Thereafter, an audit memo dated 29th March, 2019 was received by the Assessing Officer raising an objection that Petitioner has shown lower amount of sale consideration than value adopted by the Stamp Duty Authority thus, inviting the applicability of Section 50C of the Act to the transaction. Subsequently, the assessee’s case was reopened to tax the difference between the stamp duty value and the sale consideration u/s. 50C of the Act.

The assessee filed a writ petition challenging the reopening of the assessment.
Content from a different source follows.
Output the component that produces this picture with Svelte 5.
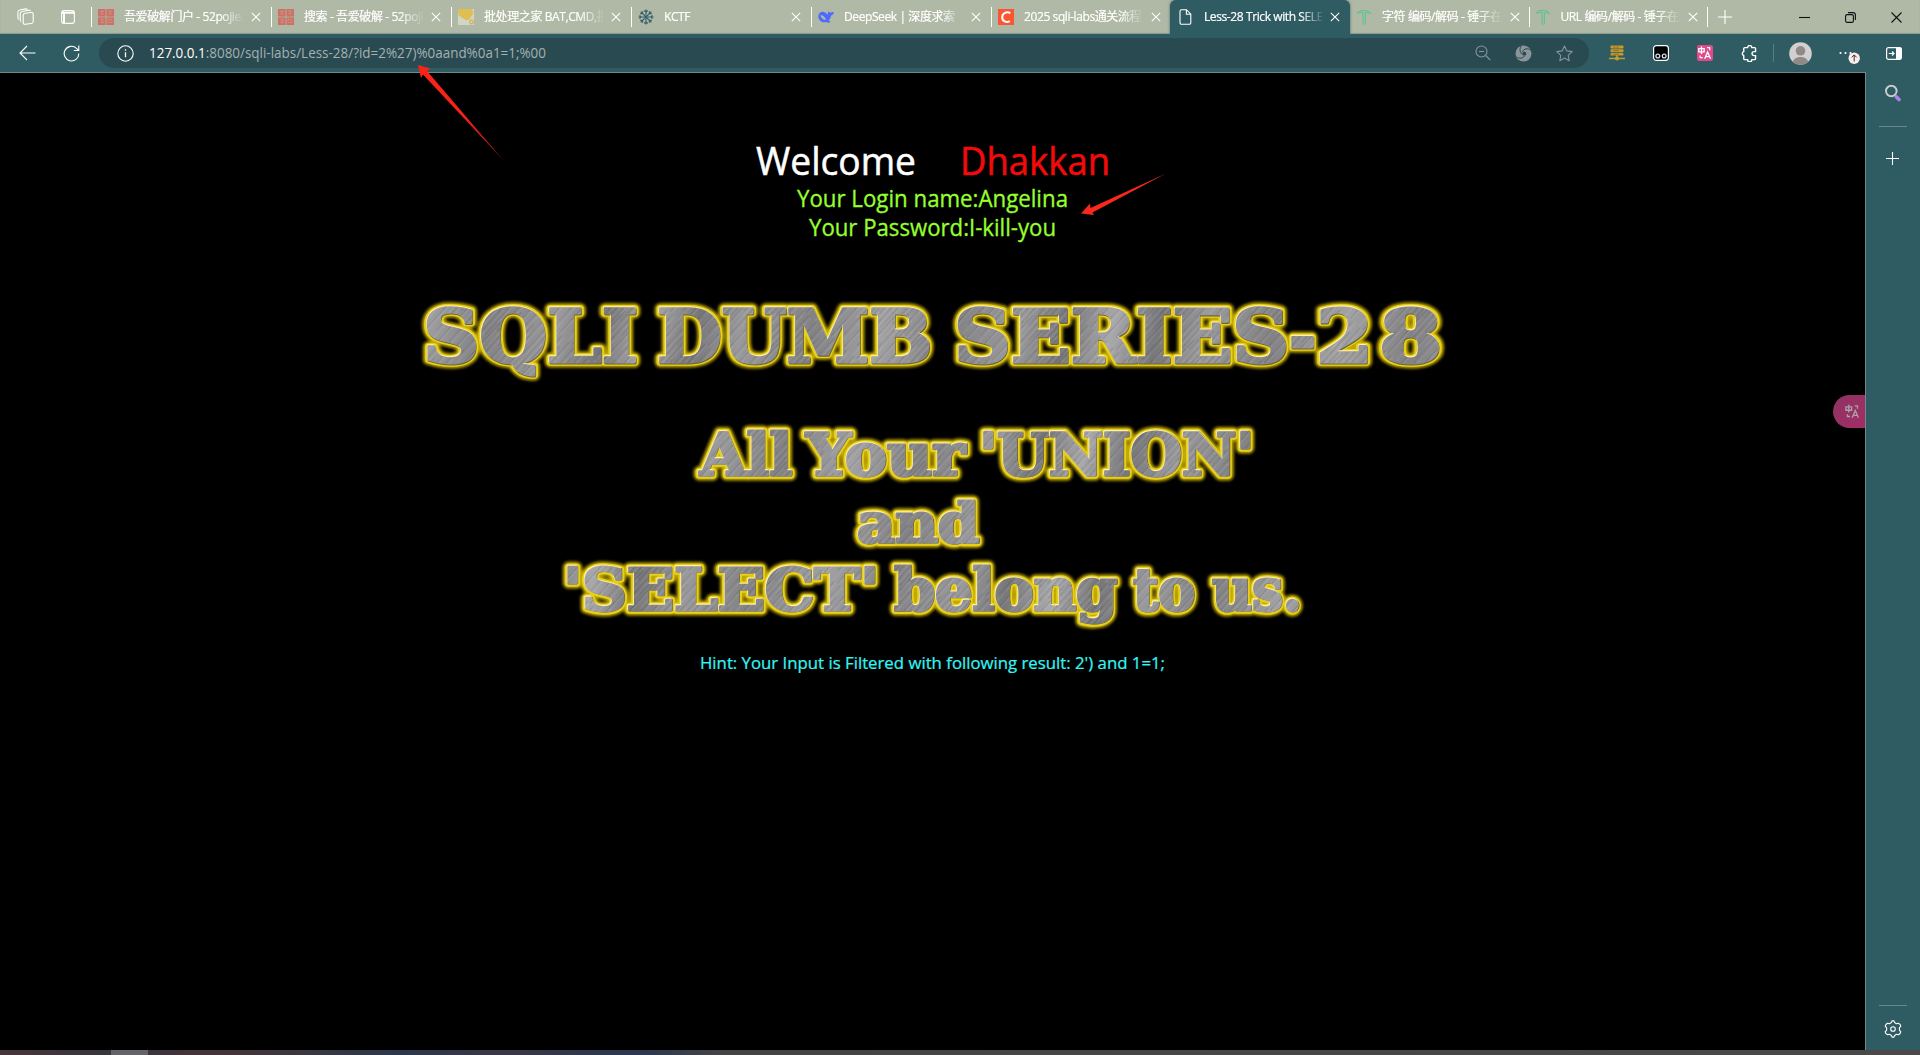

The Bombay High Court allowed the petition, quashed the reassessment proceedings and held as follows:

“i) The admitted facts clearly indicated that the information on the basis of which the Assessing Officer issued notice alleging that there was “information” that suggested escapement of income was an internal audit objection. Information is explained in section 148 of the Act to mean “any objection raised by the Comptroller and Auditor General of India” and no one else. Prima facie the information which formed the basis of reopening itself did not fall within the meaning of the term “information” under Explanation 1 to section 148 of the Income-tax Act, 1961, and hence, the reopening was not permissible as it clearly fell within the purview of a “change of opinion” which was impermissible in law.

ii) Consequently, dehors any audit objection by the Comptroller and Auditor General, a view deviating from that which was already taken during the course of issuing original assessment order was nothing but a “change of opinion” which was impermissible under the provisions of the Act.”